CSUN outside hitter Mahina Haina was having one miserable game and referee Rick Olmstead wasn’t helping her state of mind.
With the Matadors leading 1-0 and ahead 26-25 in the second set of their Saturday night match-up against Pacific, CSUN setter Sydney Gedryn put down an apparent set-winning point to the opposite side’s deep corner. Haina, her teammates and most of the Matadome started to celebrate. Olmstead, however, blew his whistle, called the hit out of bounds and overturned the point.
An irritated Haina looked at Olmstead and yelled, “C’mon!”
“It was a really tight game, that point would have made it much easier,” Haina said.
Trouble-free, it was not. But CSUN (13-11, 7-5 Big West) and Haina managed to overcome the hurdle, won the set 33-31 and went on to sweep the Tigers for their fifth win in the last six games. The victory put the Matadors in second place in the Big West Conference along with UC Santa Barbara.
Haina’s minor outburst could have had something to do with her subpar start. The outside hitter had six attack errors and hit -.308 in the first set. She added two more errors in the second, but also had five kills to help the Matadors repel the pesky Tigers in the critical frame.
“She (Haina) was coming in early,” CSUN head coach Jeff Stork said. “(Gedryn) was giving her a normal set, but it was a little bit too slow for what her timing was.”
CSUN led 24-21 before Pacific crept up on it and sent the game into extra points. Behind Megan Birch’s 12 kills in the frame, the Tigers even went ahead, 31-30.
The Matadors, however, went on to score the next three points to take the win and a 2-0 lead into intermission as the home crowd of 437 exploded in an eruption of cheers.
“We won when it mattered, that was a clutch moment for us,” said CSUN middle blocker Casey Hinger, who had 11 kills and hit a team-high .364.
The Matadors, who hit .244 for the game, had large leads in every set. In the first, they led by as many as five points before the Tigers came roaring back and took an 18-15 advantage thanks in part to 12 attack errors and five service errors from CSUN. The Matadors then responded with a 10-5 run to take early command of the match.

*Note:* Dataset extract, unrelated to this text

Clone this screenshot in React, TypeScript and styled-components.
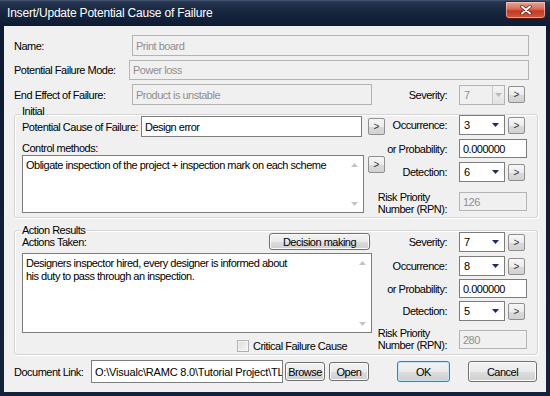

The third set was the only frame in which CSUN didn’t have to sweat a win down to the wire. The Matadors led by as many as eight points and finished Pacifc off with a 25-17 victory.
“We’re winning in a lot of different ways,” Stork said. “And certainly that wasn’t our best performance, but we won and that’s what’s most important.”
Haina, the Matadors’ kill leader at 3.34 per set, added five more kills in the third set to bring her total up to 12, a team-high along with the 12 from Natalie Allen. Haina improved her poor early hitting up to .125 by game’s end.
“Volleyball’s 95 percent mental as people say,” Hinger said of her teammate’s early struggles. “Sometimes that stuff happens, but all that matters is that she pulled it out in the end.”
In the end, Haina – who kept her composure for most of the match – was all smiles.
“Everybody gets heated in the game,” Haina said, referring to her small exchange of words with Olmstead. “My adrenaline was running and I didn’t necessarily say anything bad, I just said … stuff.
“I apologized (to the ref). I said, ‘Yeah, you’re right, I’m sorry,’ but I mean, it’s sports, it happens. You get angry.”